A Fully Annotated Corpus of Russian Speech

Proceedings of the Seventh International Conference on Language Resources and Evaluation (LREC 2010)

Abstract

The paper introduces CORPRES ― a fully annotated Russian speech corpus developed at the Department of Phonetics, St. Petersburg State University as a result of a three-year project. The corpus includes samples of different speaking styles produced by 4 male and 4 female speakers. Six levels of annotation cover all phonetic and prosodic information about the recorded speech data, including labels for pitch marks, phonetic events, narrow and wide phonetic transcription, orthographic and prosodic transcription. Precise phonetic transcription of the data provides an especially valuable resource for both research and development purposes.
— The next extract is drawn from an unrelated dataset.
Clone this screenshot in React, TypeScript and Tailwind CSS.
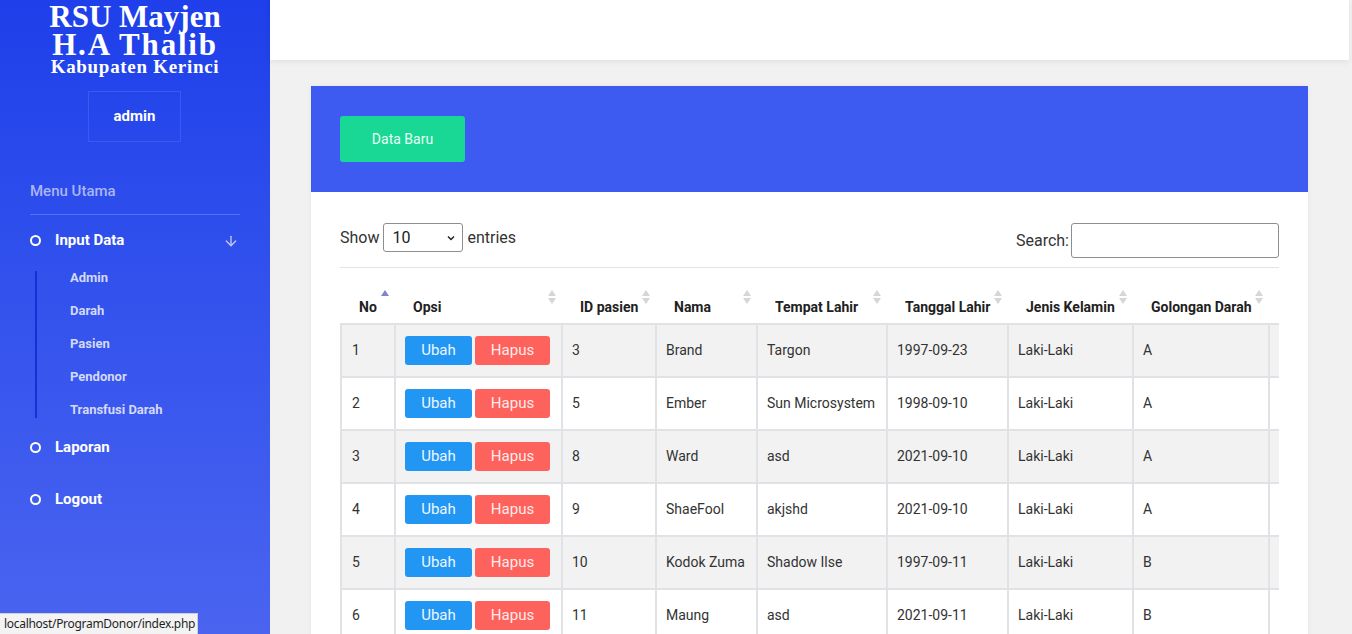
import { ArrowDown } from 'lucide-react';

const rows = [
  { no: 1, id: '3', nama: 'Brand', tempat: 'Targon', tgl: '1997-09-23', jk: 'Laki-Laki', gol: 'A' },
  { no: 2, id: '5', nama: 'Ember', tempat: 'Sun Microsystem', tgl: '1998-09-10', jk: 'Laki-Laki', gol: 'A' },
  { no: 3, id: '8', nama: 'Ward', tempat: 'asd', tgl: '2021-09-10', jk: 'Laki-Laki', gol: 'A' },
  { no: 4, id: '9', nama: 'ShaeFool', tempat: 'akjshd', tgl: '2021-09-10', jk: 'Laki-Laki', gol: 'A' },
  { no: 5, id: '10', nama: 'Kodok Zuma', tempat: 'Shadow Ilse', tgl: '1997-09-11', jk: 'Laki-Laki', gol: 'B' },
  { no: 6, id: '11', nama: 'Maung', tempat: 'asd', tgl: '2021-09-11', jk: 'Laki-Laki', gol: 'B' },
  { no: 7, id: '12', nama: 'Raka', tempat: 'asd', tgl: '2021-09-12', jk: 'Laki-Laki', gol: 'O' },
];

const headers = [
  { label: 'No', w: 'w-[54px]', active: true },
  { label: 'Opsi', w: 'w-[167px]' },
  { label: 'ID pasien', w: 'w-[94px]' },
  { label: 'Nama', w: 'w-[101px]' },
  { label: 'Tempat Lahir', w: 'w-[130px]' },
  { label: 'Tanggal Lahir', w: 'w-[121px]' },
  { label: 'Jenis Kelamin', w: 'w-[125px]' },
  { label: 'Golongan Darah', w: 'w-[136px]' },
  { label: '', w: 'w-[110px]' },
];

function SortIcon({ active }: { active?: boolean }) {
  if (active) {
    return (
      <span className="absolute right-[6px] top-[22px] flex flex-col">
        <span className="h-0 w-0 border-x-[4px] border-b-[6px] border-x-transparent border-b-[#7f83d6]" />
      </span>
    );
  }
  return (
    <span className="absolute right-[6px] top-[22px] flex flex-col gap-[2px]">
      <span className="h-0 w-0 border-x-[4px] border-b-[6px] border-x-transparent border-b-[#d6d6d9]" />
      <span className="h-0 w-0 border-x-[4px] border-t-[6px] border-x-transparent border-t-[#d6d6d9]" />
    </span>
  );
}

function MenuItem({ label }: { label: string }) {
  return (
    <div className="flex h-[24px] items-center">
      <span className="ml-[30px] h-[11px] w-[11px] rounded-full border-[2.5px] border-white" />
      <span className="ml-[14px] text-[15px] font-bold text-white">{label}</span>
    </div>
  );
}

const subItems = ['Admin', 'Darah', 'Pasien', 'Pendonor', 'Transfusi Darah'];

export default function App() {
  return (
    <div className="relative flex h-[634px] w-[1352px] overflow-hidden bg-[#f1f1f1]" style={{ fontFamily: 'Roboto, sans-serif' }}>
      {/* sidebar */}
      <aside className="flex w-[270px] shrink-0 flex-col bg-linear-to-b from-[#1e3fea] to-[#4a64f0]">
        <div
          className="pt-[3px] text-center font-bold text-white"
          style={{ fontFamily: '"Liberation Serif", serif' }}
        >
          <div className="text-[31px] leading-[28px]">RSU Mayjen</div>
          <div className="text-[31px] leading-[28px] tracking-[1.8px]">H.A Thalib</div>
          <div className="text-[19px] leading-[16px] tracking-[0.7px]">Kabupaten Kerinci</div>
        </div>

        <div className="ml-[88px] mt-[16px] flex h-[51px] w-[93px] items-center justify-center border border-[#3b5af2] text-[15px] font-bold text-white">
          admin
        </div>

        <div className="ml-[30px] mt-[38px] text-[15px] font-medium text-[#a9b6f6]">Menu Utama</div>
        <div className="ml-[30px] mt-[11px] h-px w-[210px] bg-[#5470f3]" />

        <div className="mt-[14px] flex h-[24px] items-center">
          <span className="ml-[30px] h-[11px] w-[11px] rounded-full border-[2.5px] border-white" />
          <span className="ml-[14px] text-[15px] font-bold text-white">Input Data</span>
          <ArrowDown className="ml-auto mr-[31px] text-[#c3cbf8]" size={16} strokeWidth={2} />
        </div>

        <div className="ml-[35px] mt-[18px] flex w-[200px] flex-col border-l-2 border-[#1431d6]">
          {subItems.map((s, i) => (
            <div
              key={s}
              className={`${i === subItems.length - 1 ? 'h-[15px]' : 'h-[33px]'} pl-[33px] text-[13px] font-bold leading-[13px] text-[#d3daf9]`}
            >
              {s}
            </div>
          ))}
        </div>

        <div className="mt-[18px]">
          <MenuItem label="Laporan" />
        </div>
        <div className="mt-[28px]">
          <MenuItem label="Logout" />
        </div>
      </aside>

      {/* main */}
      <main className="mr-[3px] flex w-[1079px] shrink-0 flex-col">
        <div className="h-[60px] shrink-0 bg-white shadow-[0_2px_6px_rgba(0,0,0,0.07)]" />

        <div className="mx-[41px] mt-[26px] flex min-w-0 flex-1 flex-col bg-white shadow-[0_0_6px_rgba(0,0,0,0.05)]">
          <div className="h-[106px] bg-[#3d5af1] pl-[29px] pt-[30px]">
            <button className="h-[46px] w-[125px] rounded-[3px] bg-[#19d895] text-[14px] text-[#eafff6]">
              Data Baru
            </button>
          </div>

          <div className="px-[29px] pt-[31px]">
            <div className="flex items-start justify-between text-[16px] text-[#333]">
              <div className="flex items-center gap-[4px]">
                <span>Show</span>
                <div className="flex h-[29px] w-[80px] items-center justify-between rounded-[3px] border border-[#8e8e8e] pl-[8px] pr-[6px] text-[#222]">
                  <span>10</span>
                  <svg width="10" height="10" viewBox="0 0 10 10" fill="none" stroke="#222" strokeWidth="1.5">
                    <path d="M2 3.5l3 3 3-3" />
                  </svg>
                </div>
                <span>entries</span>
              </div>
              <div className="flex items-center gap-[2px]">
                <span className="mt-[1px]">Search:</span>
                <div className="h-[35px] w-[208px] rounded-[3px] border border-[#8e8e8e]" />
              </div>
            </div>

            <div className="mt-[9px] w-[939px] overflow-hidden border-t border-[#e3e3e3]">
              <table className="w-[1038px] table-fixed border-collapse text-left text-[14px]">
                <thead>
                  <tr className="h-[56px] border-b border-[#111]">
                    {headers.map((h, i) => (
                      <th
                        key={i}
                        className={`relative ${h.w} whitespace-nowrap pb-[5px] pl-[18px] pt-[24px] align-bottom font-bold text-[#212121]`}
                      >
                        {h.label}
                        {h.label && <SortIcon active={h.active} />}
                      </th>
                    ))}
                  </tr>
                </thead>
                <tbody>
                  {rows.map((r, i) => (
                    <tr key={r.no} className={`h-[53px] ${i % 2 === 0 ? 'bg-[#f2f2f2]' : 'bg-white'} text-[#333]`}>
                      <td className="border-2 border-[#e1e2e5] pl-[10px]">{r.no}</td>
                      <td className="border-2 border-[#e1e2e5] pl-[9px]">
                        <div className="flex gap-[3px]">
                          <span className="flex h-[29px] w-[67px] items-center justify-center rounded-[3px] bg-[#2196f3] text-[15px] text-[#eef6ff]">
                            Ubah
                          </span>
                          <span className="flex h-[29px] w-[75px] items-center justify-center rounded-[3px] bg-[#fe625c] text-[15px] text-[#ffeceb]">
                            Hapus
                          </span>
                        </div>
                      </td>
                      <td className="border-2 border-[#e1e2e5] pl-[9px]">{r.id}</td>
                      <td className="whitespace-nowrap border-2 border-[#e1e2e5] pl-[9px]">{r.nama}</td>
                      <td className="whitespace-nowrap border-2 border-[#e1e2e5] pl-[9px]">{r.tempat}</td>
                      <td className="border-2 border-[#e1e2e5] pl-[9px]">{r.tgl}</td>
                      <td className="border-2 border-[#e1e2e5] pl-[9px]">{r.jk}</td>
                      <td className="border-2 border-[#e1e2e5] pl-[9px]">{r.gol}</td>
                      <td className="border-2 border-[#e1e2e5] pl-[9px]" />
                    </tr>
                  ))}
                </tbody>
              </table>
            </div>
          </div>
        </div>
      </main>

      {/* browser status bubble */}
      <div
        className="absolute bottom-0 left-0 flex h-[21px] w-[198px] items-center border-r border-t border-[#cfcfcf] bg-[#f3f3f3] pl-[4px] text-[12px] tracking-[-0.3px] text-[#1f1f1f]"
        style={{ fontFamily: '"Noto Sans", sans-serif' }}
      >
        localhost/ProgramDonor/index.php
      </div>
    </div>
  );
}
Overall corpus size is 528 458 running words and contains 60 hours of speech made up of 7.5 hours from each speaker. 40% of the corpus was manually segmented and fully annotated on all six levels. 60% of the corpus was partly annotated; there are labels for pitch period and phonetic event labels. Orthographic, prosodic and ideal phonetic transcription for this part was generated and stored as text files. The fully annotated part of the corpus covers all speaking styles included in the corpus and all speakers. The paper contains information about CORPRES design and annotation principles, overall data description and some speculation about possible use of the corpus.